Ships trying to access U.S. ports have found themselves in long lines. There’s no formal system for prioritizing which ships need quicker access to the ports, which would allow them to jump ahead in the queue.

“First of all, in that queue are military shipments, and then Jones Act shipments, and specific Coast Guard allocations, and that’s an informal queue. But is there a place in that queue for ships that are going to take cargo out of the ports, that is, exports from California and other West Coast ports? The answer is there is no such queue.”

Another piece of legislation will benefit shippers who will carry U.S. exports on their return trips. “What we have done is to put forth a bill called the Port Access Privileges Act, and it adds a second preference to the queue. And that preference goes to international shippers that are going to work multiple West Coast ports or East Coast ports and take a significant amount of American exports, thereby running past which has become a major problem for the Oakland and some of the Washington and Oregon ports.”
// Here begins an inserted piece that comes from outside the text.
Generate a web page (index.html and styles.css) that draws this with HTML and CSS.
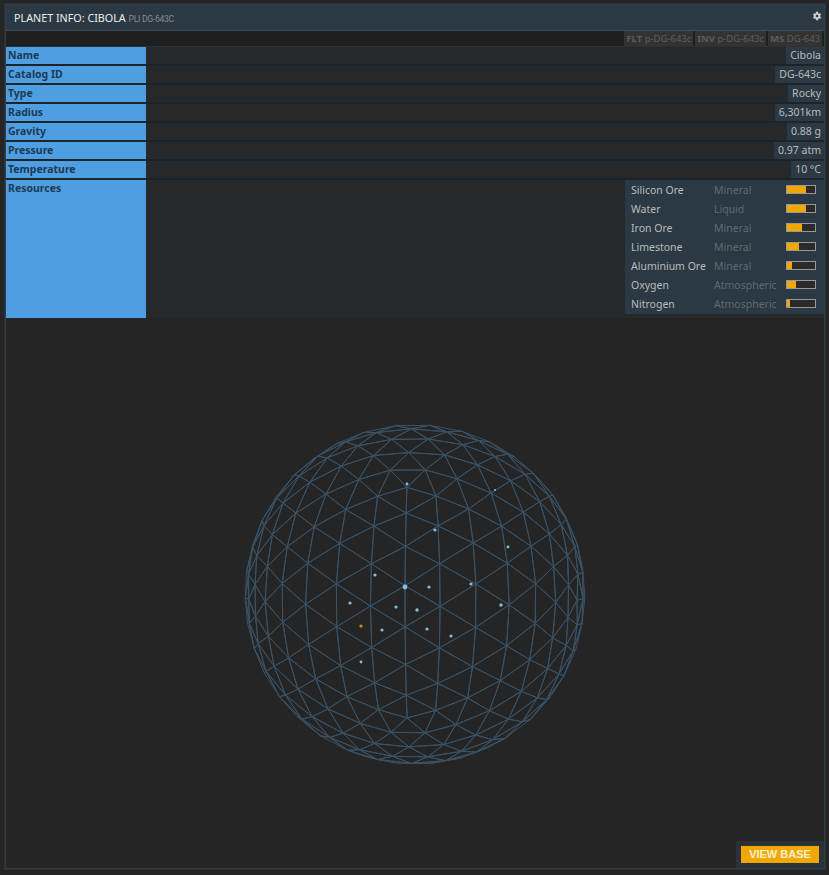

He says too many ships from Asia have been returning home with empty containers, and this legislation will stop that practice.

“Ships go to L.A., Long Beach, get loaded up with empty containers, maybe a few containers are filled with exports, and then head back to the Western Pacific. What this would do is if they want to get to the front of the queue, they must be willing to go also go to Oakland, up to the Columbia ports, as well as the ports in Washington State, or take a large number of American exports, that is, the containers. So that’s the Port Access Privilege Act.”